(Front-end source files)
==*==

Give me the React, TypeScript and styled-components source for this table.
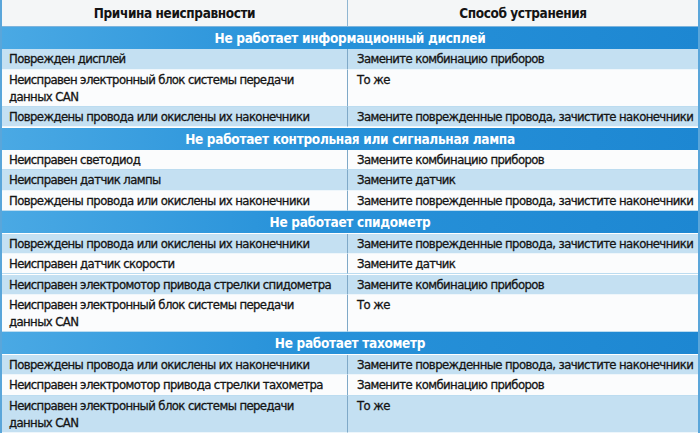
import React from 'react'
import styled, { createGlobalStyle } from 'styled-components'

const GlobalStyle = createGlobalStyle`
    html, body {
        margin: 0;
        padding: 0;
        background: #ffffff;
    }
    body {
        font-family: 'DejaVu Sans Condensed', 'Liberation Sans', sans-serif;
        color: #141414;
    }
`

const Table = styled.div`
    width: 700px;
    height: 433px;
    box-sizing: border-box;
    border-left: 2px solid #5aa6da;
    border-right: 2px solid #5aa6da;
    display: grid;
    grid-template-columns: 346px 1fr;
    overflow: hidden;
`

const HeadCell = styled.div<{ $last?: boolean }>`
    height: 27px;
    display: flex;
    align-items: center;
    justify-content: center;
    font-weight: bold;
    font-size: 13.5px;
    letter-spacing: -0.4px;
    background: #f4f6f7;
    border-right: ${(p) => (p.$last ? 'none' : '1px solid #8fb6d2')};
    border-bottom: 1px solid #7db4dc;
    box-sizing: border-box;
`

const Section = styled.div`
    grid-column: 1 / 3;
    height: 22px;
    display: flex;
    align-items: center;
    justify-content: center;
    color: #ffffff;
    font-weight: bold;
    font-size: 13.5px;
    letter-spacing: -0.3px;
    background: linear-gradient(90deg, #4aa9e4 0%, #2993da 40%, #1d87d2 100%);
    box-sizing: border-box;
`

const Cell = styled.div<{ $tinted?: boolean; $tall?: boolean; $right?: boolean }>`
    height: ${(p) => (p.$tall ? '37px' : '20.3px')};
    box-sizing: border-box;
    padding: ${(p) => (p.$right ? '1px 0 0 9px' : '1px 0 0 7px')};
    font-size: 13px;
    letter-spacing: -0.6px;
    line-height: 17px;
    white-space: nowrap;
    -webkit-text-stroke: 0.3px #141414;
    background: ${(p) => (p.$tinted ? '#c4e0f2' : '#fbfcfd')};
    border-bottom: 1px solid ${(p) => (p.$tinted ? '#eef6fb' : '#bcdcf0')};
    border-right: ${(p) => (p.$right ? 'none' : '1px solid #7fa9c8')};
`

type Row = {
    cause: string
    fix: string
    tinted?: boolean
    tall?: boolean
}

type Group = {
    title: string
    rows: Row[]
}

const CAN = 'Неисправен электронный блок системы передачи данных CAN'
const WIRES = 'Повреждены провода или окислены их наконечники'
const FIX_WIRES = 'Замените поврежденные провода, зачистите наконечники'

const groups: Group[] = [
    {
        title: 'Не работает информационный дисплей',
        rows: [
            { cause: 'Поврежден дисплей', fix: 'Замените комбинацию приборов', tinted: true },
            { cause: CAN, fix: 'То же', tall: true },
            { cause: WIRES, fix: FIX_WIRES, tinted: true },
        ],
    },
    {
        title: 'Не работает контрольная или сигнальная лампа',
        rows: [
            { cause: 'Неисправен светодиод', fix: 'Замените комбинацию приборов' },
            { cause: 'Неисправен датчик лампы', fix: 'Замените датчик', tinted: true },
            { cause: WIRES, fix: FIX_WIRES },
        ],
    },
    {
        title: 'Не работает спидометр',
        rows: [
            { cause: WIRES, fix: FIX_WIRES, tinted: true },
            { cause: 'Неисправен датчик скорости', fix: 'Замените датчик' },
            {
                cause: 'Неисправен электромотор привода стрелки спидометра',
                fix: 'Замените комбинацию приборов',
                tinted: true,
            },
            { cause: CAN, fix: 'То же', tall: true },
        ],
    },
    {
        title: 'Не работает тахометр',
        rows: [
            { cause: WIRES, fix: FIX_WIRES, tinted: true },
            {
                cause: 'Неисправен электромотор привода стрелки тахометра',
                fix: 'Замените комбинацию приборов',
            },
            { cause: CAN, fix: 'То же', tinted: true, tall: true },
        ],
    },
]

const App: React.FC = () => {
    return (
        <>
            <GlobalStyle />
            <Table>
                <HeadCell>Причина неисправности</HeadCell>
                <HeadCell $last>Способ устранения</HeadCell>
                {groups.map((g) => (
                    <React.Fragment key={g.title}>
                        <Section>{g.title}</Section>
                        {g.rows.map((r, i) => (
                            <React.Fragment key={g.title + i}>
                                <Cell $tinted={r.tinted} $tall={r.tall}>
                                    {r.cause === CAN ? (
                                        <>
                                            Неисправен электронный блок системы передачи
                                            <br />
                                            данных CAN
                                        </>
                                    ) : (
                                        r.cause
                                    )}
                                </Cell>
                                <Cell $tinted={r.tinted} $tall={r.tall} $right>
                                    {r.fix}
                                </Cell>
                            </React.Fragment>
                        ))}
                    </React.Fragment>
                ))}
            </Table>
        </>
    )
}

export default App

==*==

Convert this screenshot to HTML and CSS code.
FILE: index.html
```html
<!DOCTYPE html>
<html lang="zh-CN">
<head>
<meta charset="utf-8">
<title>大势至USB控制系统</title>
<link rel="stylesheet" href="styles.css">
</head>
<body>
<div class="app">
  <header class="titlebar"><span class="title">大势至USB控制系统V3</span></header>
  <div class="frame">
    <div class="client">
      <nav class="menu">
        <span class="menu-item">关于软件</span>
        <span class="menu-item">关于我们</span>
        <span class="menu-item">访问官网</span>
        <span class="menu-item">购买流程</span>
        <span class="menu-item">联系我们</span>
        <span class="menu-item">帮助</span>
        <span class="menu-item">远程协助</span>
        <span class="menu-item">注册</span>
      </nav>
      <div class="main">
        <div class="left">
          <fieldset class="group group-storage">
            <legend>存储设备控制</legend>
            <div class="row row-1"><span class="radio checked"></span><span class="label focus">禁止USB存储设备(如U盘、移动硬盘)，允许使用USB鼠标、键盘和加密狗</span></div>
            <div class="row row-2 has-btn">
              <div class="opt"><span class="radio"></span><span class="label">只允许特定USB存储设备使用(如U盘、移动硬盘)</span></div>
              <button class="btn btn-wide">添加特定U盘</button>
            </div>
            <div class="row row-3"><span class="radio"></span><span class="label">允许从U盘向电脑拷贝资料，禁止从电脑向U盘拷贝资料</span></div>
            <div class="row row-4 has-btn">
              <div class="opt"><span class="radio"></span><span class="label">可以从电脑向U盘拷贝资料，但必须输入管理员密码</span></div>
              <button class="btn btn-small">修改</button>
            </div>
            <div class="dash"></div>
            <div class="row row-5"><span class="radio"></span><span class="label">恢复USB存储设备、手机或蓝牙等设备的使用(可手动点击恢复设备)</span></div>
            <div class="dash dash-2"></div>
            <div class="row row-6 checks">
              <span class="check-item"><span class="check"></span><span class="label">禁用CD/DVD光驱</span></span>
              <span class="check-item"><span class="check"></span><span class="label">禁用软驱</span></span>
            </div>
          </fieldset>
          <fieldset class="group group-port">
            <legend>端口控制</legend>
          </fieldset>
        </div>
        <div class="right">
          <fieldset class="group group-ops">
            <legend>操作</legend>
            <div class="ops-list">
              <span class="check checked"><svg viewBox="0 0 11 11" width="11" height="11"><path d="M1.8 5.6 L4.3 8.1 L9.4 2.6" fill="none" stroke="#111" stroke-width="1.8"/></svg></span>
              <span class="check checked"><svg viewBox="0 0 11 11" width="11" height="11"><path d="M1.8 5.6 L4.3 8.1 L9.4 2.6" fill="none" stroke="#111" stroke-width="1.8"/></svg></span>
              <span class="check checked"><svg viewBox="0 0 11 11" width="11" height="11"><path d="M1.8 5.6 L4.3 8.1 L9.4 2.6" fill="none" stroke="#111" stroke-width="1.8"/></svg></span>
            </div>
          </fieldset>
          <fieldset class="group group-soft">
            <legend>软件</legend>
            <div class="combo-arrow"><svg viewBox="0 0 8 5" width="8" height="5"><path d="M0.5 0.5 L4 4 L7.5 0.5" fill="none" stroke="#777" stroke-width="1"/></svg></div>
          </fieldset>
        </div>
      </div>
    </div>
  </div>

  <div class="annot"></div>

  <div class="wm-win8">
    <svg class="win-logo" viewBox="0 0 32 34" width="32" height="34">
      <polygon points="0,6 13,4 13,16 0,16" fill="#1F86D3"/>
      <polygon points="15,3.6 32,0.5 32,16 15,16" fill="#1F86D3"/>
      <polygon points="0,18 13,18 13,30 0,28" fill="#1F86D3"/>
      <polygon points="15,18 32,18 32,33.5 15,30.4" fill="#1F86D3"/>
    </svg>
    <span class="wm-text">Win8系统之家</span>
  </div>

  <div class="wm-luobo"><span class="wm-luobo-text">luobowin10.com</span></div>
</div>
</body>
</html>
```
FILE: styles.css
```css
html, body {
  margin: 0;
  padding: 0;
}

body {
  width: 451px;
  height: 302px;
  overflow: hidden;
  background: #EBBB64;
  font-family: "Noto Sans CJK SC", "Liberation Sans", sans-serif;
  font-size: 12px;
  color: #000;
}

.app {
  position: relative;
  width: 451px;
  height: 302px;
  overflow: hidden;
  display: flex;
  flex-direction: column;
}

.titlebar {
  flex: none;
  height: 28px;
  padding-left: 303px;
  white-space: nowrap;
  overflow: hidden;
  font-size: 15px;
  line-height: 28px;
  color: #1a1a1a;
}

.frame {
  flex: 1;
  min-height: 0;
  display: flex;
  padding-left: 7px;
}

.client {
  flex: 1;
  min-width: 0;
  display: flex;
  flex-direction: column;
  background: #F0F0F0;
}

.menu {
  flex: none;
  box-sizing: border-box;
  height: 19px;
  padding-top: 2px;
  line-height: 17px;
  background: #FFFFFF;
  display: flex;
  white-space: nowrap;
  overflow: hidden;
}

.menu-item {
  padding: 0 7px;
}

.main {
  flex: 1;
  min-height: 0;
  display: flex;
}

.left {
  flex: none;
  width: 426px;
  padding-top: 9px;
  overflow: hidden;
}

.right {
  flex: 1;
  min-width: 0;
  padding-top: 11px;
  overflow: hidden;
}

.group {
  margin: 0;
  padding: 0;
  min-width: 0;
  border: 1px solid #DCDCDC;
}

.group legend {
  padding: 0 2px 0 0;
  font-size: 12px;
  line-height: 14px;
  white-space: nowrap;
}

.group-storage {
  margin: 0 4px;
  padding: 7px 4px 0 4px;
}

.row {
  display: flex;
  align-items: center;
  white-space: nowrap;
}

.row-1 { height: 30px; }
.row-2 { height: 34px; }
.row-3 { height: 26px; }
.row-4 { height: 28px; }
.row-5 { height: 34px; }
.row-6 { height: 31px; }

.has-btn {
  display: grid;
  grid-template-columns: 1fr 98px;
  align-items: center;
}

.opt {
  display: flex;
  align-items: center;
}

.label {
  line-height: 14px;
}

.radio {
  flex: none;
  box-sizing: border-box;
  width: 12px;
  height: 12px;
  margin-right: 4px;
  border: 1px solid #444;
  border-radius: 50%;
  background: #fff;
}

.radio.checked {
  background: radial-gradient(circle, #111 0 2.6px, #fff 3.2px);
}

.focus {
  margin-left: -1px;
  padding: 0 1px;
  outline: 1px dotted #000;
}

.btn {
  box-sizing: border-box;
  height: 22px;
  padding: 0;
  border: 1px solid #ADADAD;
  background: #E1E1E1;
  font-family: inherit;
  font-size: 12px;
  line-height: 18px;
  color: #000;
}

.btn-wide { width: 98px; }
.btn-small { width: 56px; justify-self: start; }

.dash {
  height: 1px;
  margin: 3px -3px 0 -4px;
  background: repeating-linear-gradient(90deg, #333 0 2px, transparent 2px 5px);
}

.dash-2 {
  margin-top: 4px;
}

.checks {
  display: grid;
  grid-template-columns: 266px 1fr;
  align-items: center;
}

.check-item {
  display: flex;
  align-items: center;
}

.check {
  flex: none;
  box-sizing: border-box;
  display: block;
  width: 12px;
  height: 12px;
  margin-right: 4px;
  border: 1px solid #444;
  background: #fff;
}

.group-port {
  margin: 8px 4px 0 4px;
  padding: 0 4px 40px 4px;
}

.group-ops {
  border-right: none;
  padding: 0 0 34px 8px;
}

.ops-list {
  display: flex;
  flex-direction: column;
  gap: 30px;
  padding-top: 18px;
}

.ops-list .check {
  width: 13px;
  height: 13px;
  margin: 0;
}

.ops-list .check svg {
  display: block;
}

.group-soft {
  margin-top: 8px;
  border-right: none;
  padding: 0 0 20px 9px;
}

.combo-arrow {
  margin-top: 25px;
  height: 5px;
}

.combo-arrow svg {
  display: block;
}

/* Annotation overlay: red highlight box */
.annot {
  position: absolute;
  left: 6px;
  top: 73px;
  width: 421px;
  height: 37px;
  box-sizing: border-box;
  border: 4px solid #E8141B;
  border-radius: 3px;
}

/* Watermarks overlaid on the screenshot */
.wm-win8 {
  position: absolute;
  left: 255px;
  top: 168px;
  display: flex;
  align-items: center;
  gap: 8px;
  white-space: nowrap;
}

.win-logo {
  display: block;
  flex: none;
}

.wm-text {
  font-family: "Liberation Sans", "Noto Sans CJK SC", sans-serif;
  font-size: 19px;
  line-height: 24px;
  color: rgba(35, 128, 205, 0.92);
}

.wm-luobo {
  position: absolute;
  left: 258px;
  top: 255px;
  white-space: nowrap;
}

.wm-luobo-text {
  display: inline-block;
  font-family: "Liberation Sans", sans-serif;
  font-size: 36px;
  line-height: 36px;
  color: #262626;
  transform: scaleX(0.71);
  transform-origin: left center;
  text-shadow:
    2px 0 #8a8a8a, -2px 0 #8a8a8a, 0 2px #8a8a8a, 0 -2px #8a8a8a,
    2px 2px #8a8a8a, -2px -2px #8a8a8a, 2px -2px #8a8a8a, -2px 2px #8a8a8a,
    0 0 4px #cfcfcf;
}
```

==*==

Find the lines with the string "components" and reproduce them.

Result of this exercise
Give me the React, TypeScript and styled-components source for this table.
import styled, { createGlobalStyle } from 'styled-components'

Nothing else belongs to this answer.